Scholarship regarding those who are categorized as undocumented can put sanctuary principles into practice in research settings. To do so, scholars can conduct research in collaboration with immigrant communities, reject essentializing terminology, develop modes of sociality that challenge exclusion, and document the unofficial forms of sanctuary devised by members of immigrant communities. This research model is grounded in principles of accompaniment that were followed by 1980s activists who offered sanctuary to those fleeing wars in Central America. Examples of research initiatives and educational programs that follow such principles are presented.
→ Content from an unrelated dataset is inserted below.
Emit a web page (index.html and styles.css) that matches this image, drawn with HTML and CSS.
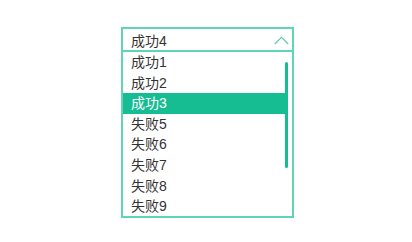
FILE: index.html
```html
<!DOCTYPE html>
<html lang="zh-CN">
<head>
    <meta charset="UTF-8">
    <title>下拉选择</title>
    <link rel="stylesheet" href="styles.css">
</head>
<body>
<div class="select">
    <div class="head">
        <span class="val">成功4</span>
        <svg class="arrow" width="15" height="9" viewBox="0 0 15 9"><path d="M0.8 8 L7.5 1.3 L14.2 8" fill="none" stroke="#5fcbab" stroke-width="1.2"/></svg>
    </div>
    <div class="drop">
        <ul class="list">
            <li>成功1</li>
            <li>成功2</li>
            <li class="on">成功3</li>
            <li>失败5</li>
            <li>失败6</li>
            <li>失败7</li>
            <li>失败8</li>
            <li>失败9</li>
        </ul>
        <!-- 滚动条 -->
        <div class="thumb"></div>
    </div>
</div>
</body>
</html>
```
FILE: styles.css
```css
*{
    margin: 0;
    padding: 0;
}
body{
    background: #fff;
    font-family: "Liberation Sans", "Noto Sans CJK SC", sans-serif;
    font-size: 14px;
    color: #333;
}
.select{
    width: 173px;
    margin: 27px 0 0 121px;
}
.head{
    height: 21px;
    border: 2px solid #5ed5b4;
    display: flex;
    align-items: center;
    justify-content: space-between;
    padding: 0 3px 0 8px;
}
.arrow{
    margin-top: 1px;
}
.drop{
    position: relative;
    height: 164px;
    border: 2px solid #5ed5b4;
    border-top: none;
    overflow: hidden;
}
.list{
    list-style: none;
    margin-right: 7px;
}
.list li{
    height: 20.6px;
    line-height: 20.6px;
    padding-left: 8px;
}
.list li.on{
    background: #17bd92;
    color: #fff;
}
.thumb{
    position: absolute;
    right: 4px;
    top: 10px;
    width: 3px;
    height: 106px;
    border-radius: 2px;
    background: #17bd92;
}
```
Insurgent Collaboration: Sanctuary as Research Practice
Linda E. Sánchez is a PhD candidate in the Department of Anthropology at the University of California, Irvine. Correspondence to: Linda E. Sánchez, Department of Anthropology, 3151 Social Sciences Plaza, University of California, Irvine, Irvine, CA 92697, USA. Email: email@example.com.
Susan Bibler Coutin is Professor in the Departments of Criminology, Law and Society and Anthropology at the University of California, Irvine. Correspondence to: Susan Bibler Coutin, Department of Criminology, Law and Society, 2340 Social Ecology II, University of California, Irvine, Irvine, CA 92697, USA. Email: firstname.lastname@example.org.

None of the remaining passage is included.